Alès est la ville porte du Parc national des Cévennes et des Causses et Cévennes, paysage culturel classé au patrimoine mondial de l'UNESCO pour l'agropastoralisme. Nous avons nécessairement besoin d'un abattoir : sans abattoir, il n'y a pas d'élevage… Ainsi, ma ville s'occupe d'agriculture : c'est un peu mon fonds de commerce personnel. À l'exemple du Pata negra espagnol, bien connu, nous avons lancé l'élevage du « baron des Cévennes », un cochon nourri exclusivement à la châtaigne. Aujourd'hui une dizaine de producteurs agréés y travaillent, à partir d'un cahier des charges très précis. Ces cochons commencent à arriver sur le marché, et surtout le marché parisien.

Quel est notre avenir ? On ne peut évidemment pas passer sous silence les images choquantes que j'ai revues hier soir sur la chaîne 31 de la TNT. J'observe que si l'on avait pu, on aurait mis la caméra dans la gorge de l'animal… Cela m'a semblé un peu exagéré et caricatural, mais après tout, cela fait partie de la communication.

Quels manquements ont été constatés ? On avait mis six porcs dans les cages qui sont faites pour cinq. Mea culpa… Le directeur fera le sien tout à l'heure. Je ne vais jamais à l'abattoir, car je ne supporte pas le sang… Mais je fais confiance au personnel agréé qui s'en occupe.

L'abattage rituel pose question, malgré une demande sociale très forte. Entre notre région et la région de Marseille, pratiquement toute la clientèle se fournit en viande halal.

Faut-il maintenir cet abattoir ? Je me pose cette question depuis vingt-cinq ans, puisque nous perdons des sous chaque année. Notre communauté d'agglomération est en passe de comprendre une centaine de communes – toutes les Cévennes ; autrement dit, tout le secteur concerné par la vie de cet abattoir. Selon moi, il serait désolant d'en arriver à sa fermeture. Pour autant, même si c'est un établissement municipal, nous devons assurer un certain équilibre financier, et aujourd'hui nous sommes en difficulté.

Dans ces conditions, comment peut-on améliorer les conditions d'abattage des animaux ? On ne sait pas trop. S'il faut adapter le rituel et des conditions d'abattage, c'est au Parlement d'en décider. Certes, l'Europe permet l'abattage rituel, la France l'a accepté, mais c'est un verrou qui peut sauter. La décision vous appartient.

Plus de 50 % de notre tonnage, et donc une proportion importante, sont en halal. Si on ne peut pas continuer à abattre dans le respect des règles religieuses, on n'arrivera pas à faire tourner l'abattoir.
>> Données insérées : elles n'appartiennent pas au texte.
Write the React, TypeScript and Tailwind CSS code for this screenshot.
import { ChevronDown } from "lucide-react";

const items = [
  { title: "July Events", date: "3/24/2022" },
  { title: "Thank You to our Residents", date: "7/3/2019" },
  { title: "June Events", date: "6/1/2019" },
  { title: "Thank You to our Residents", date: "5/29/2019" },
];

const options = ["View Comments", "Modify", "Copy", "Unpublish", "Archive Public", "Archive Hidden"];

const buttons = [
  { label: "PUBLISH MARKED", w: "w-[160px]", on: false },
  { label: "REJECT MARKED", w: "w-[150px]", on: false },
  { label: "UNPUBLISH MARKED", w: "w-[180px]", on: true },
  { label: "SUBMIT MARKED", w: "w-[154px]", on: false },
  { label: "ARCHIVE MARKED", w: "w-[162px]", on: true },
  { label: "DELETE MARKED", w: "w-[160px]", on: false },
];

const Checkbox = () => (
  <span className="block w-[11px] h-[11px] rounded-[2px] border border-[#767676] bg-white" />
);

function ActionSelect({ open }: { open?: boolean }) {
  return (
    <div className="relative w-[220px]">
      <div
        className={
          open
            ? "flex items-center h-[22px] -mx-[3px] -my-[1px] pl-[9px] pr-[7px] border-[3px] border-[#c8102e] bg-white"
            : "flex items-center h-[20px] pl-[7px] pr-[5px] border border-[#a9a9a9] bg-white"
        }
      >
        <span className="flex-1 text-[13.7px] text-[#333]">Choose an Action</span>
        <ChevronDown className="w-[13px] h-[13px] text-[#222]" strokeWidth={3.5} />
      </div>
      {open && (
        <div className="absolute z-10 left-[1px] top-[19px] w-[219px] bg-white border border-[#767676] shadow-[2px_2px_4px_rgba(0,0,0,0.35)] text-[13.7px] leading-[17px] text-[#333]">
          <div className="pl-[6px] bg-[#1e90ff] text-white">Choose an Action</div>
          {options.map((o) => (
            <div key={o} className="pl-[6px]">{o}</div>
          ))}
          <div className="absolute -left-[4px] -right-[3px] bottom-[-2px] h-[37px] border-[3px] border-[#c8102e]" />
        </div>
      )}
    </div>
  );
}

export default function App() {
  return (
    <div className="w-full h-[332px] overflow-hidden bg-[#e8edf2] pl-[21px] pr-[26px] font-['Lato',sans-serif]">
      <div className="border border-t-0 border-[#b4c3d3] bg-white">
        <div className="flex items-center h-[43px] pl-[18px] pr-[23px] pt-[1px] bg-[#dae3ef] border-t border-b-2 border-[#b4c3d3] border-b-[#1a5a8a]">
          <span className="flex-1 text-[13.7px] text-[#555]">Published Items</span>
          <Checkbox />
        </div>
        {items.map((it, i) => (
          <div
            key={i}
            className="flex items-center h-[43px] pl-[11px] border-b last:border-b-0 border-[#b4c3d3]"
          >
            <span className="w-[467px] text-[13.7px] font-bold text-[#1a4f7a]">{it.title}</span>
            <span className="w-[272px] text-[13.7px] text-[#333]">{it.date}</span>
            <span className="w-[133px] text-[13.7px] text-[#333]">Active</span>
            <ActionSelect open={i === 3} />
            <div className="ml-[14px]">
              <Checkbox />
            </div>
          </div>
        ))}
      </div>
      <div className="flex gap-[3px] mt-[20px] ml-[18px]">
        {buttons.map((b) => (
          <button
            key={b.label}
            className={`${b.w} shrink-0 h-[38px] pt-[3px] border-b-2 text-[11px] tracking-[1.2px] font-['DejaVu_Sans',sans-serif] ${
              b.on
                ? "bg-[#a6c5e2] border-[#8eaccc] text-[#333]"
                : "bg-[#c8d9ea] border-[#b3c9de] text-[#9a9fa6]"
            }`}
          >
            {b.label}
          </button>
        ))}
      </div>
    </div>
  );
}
Nous avons joint au dossier les courriers de la mosquée : si certaines autorités musulmanes acceptent l'étourdissement des animaux, les nôtres n'en veulent pas, même sous une forme légère.

La proposition que je ferai aujourd'hui, si j'en avais une à faire, c'est d'organiser une concertation avec le ministère de l'agriculture et de l'intérieur afin de réformer cette réglementation, avec vous, les autorités religieuses et les vétérinaires,

L'enquête vous le dira certainement, je pense que c'est uniquement à ce niveau-là que nous avons des problèmes. Nous avions également rencontré des problèmes particuliers, notamment techniques, avec l'abattage des chevaux. C'est la raison pour laquelle j'ai définitivement abandonné l'abattage des chevaux à Alès.

J'en viens à la formation de notre personnel.

Sur le plan sanitaire, il n'y a jamais eu de souci particulier. Je regrette que sur cinquante heures d'images, on n'ait montré que quatre photos. Mais l'homme est un homme, et celui qui abat des bêtes quotidiennement finit par agir de manière mécanique. Et malgré les formations que l'on peut leur dispenser, il arrive, comme on l'a vu hier dans le film, que pour voir si la bête est vivante, on ne la caresse pas, mais on lui donne un petit coup de pied. L'image peut paraître terrible, mais c'est malheureusement ainsi. Je crois que nous allons continuer à former notre personnel avec ce cabinet spécialisé.

Ce qui est choquant, monsieur le président, monsieur le rapporteur, ce sont les circonstances. Jusqu'à cette vidéo, nous n'avions eu que des rapports favorables de la DDPP et de l'organisation qui est venue voir l'abattoir fonctionner. Et subitement, on nous a avertis qu'une vidéo a été tournée dans l'abattoir – vous avez la chronologie dans le dossier. Bizarrement, deux jours après, l'abattoir a été inspecté de fond en comble. Certaines bêtes n'étaient pas abattues. Le rapport fut défavorable sur quelques points. La coïncidence entre l'action de la DDPP et celle de l'association nous a paru un peu particulière. Quelle relation pourrait-il y avoir ?

Le rapport d'inspection du 18 décembre nous a autorisés à rouvrir l'abattoir, à la suite des nouveaux travaux que nous avons effectués en partenariat avec le Conseil général et la région, qui nous ont aidés financièrement. On ne peut que se féliciter de cette solidarité. L'avis favorable vaut pour l'abattage des bovins camarguais et des bovins de race espagnole, et pour l'abattage rituel des bovins de plus de 350 kg. Nous sommes donc repartis sur un rythme normal.